Still, I need a 1) fast and 2) convenient way of lookup by some key. Convenience is often more important to me than performance in those cases, since the data size is not huge, but I hate it when I have to write array.find(e => e.Key == myKey) instead of orderedLookup[myKey].


I think there is one reason to default to something ordered, which is that iterating through unordered hashmaps can be non-deterministic from one run to the other. For instance, if you hash by id, the same objects may be assigned different ids from a run to the next, meaning that the map will be iterated in a different order. If there is a bug that's sensitive to iteration order, it will not be reproducible and that can be very annoying to debug.


If you've got bugs due to iteration order you have a whole other issue. If you know that iteration order is important, it should be explicit in the way you prepare/store/handle the data. If your code only works when you iterate in a specific order and you didn't deliberately define that order, it's only really working by accident.

Don't get me wrong, it's actually a bug I've run into in the past, and you're right, the non-deterministic issue makes it harder to debug. But when I discovered it I blamed myself for not being explicit with my constraints.

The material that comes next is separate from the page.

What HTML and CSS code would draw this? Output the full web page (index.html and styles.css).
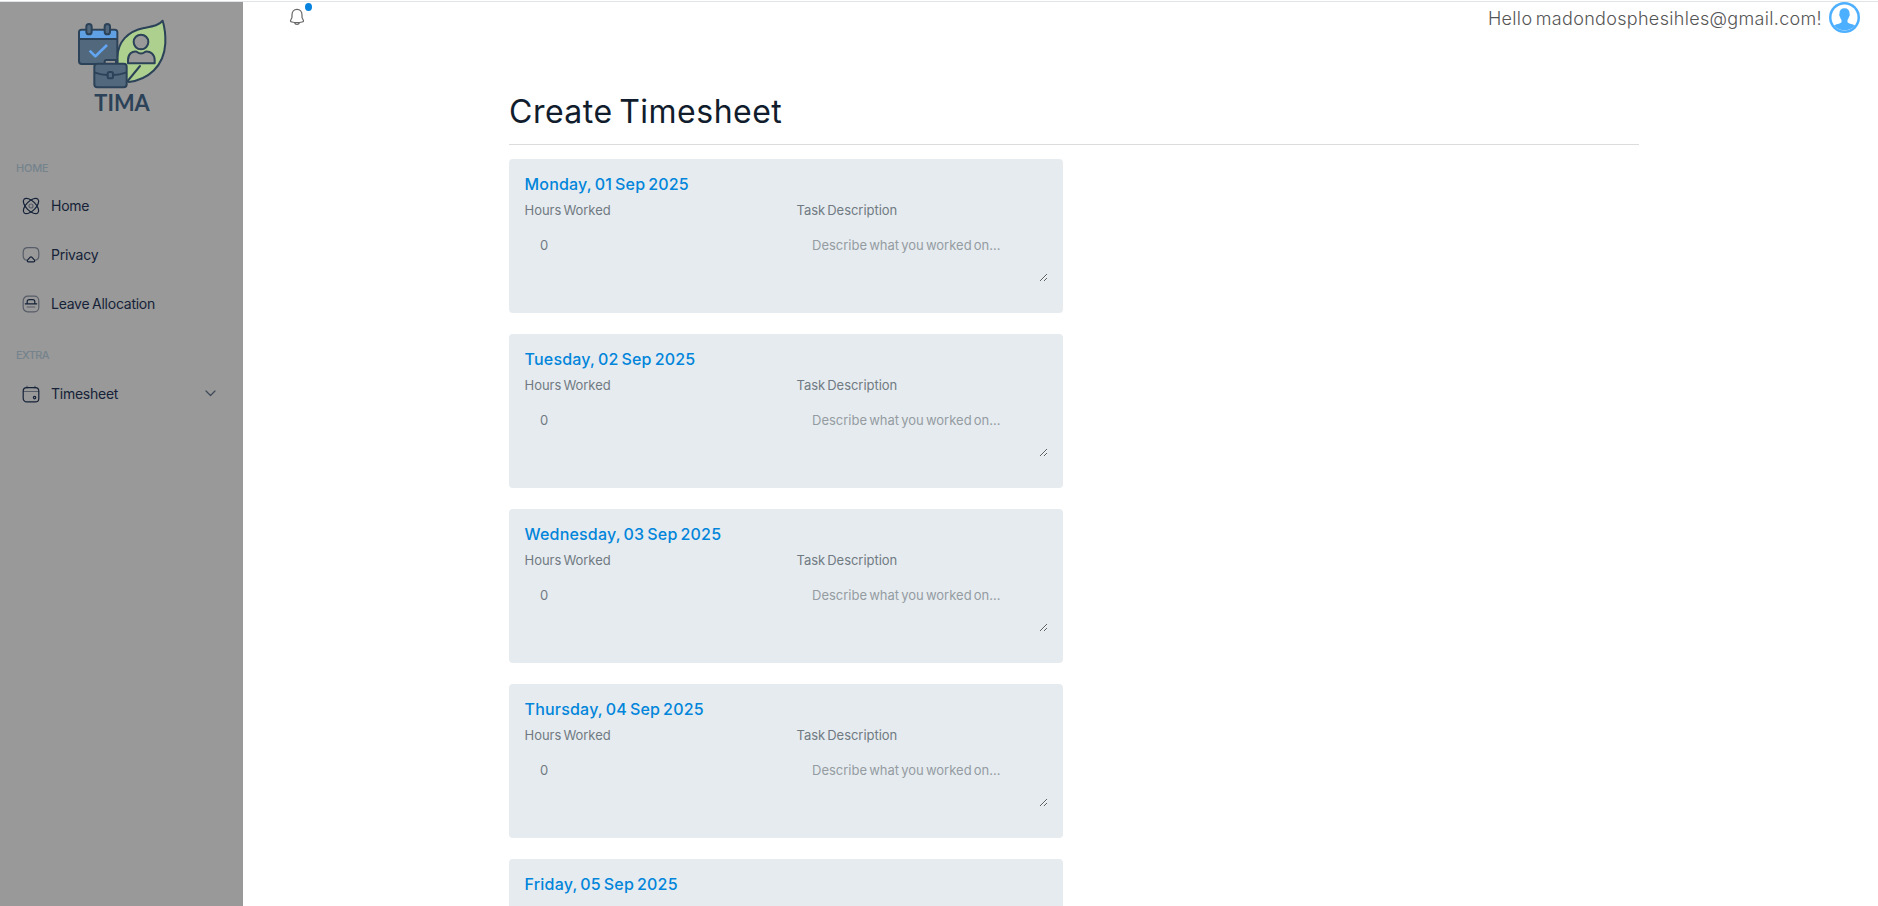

> values can be indexed by key, but are still iterated in the order they were set

Java's LinkedHashMap provides this as well ( http://docs.oracle.com/javase/7/docs/api/java/util/LinkedHas... )


And it doesn't needlessly restrict you to integer or string keys like this "best designed data structure."


Ruby 1.9.x and later (at least in MRI) also guarantee to iterate over hash elements in the order in which keys were inserted.

http://www.ruby-doc.org/core-1.9.3/Hash.html


Yes, and I think I can safely say I've never used this feature (in either Ruby or PHP) for anything more serious than a code golf challenge.

This might just be me, but I don't think an ordered hash is a particularly easy data structure to reason about. Almost all the code that I've seen depend on it in either language has been too clever by half.


I've used it when I want to parse query params from a URL into a hash, and then possibly modify them, and then write them back out to query params -- in the same order they came in, so the query params will be identical if I didn't end up modifying them, and identical but for what I modified otherwise, etc.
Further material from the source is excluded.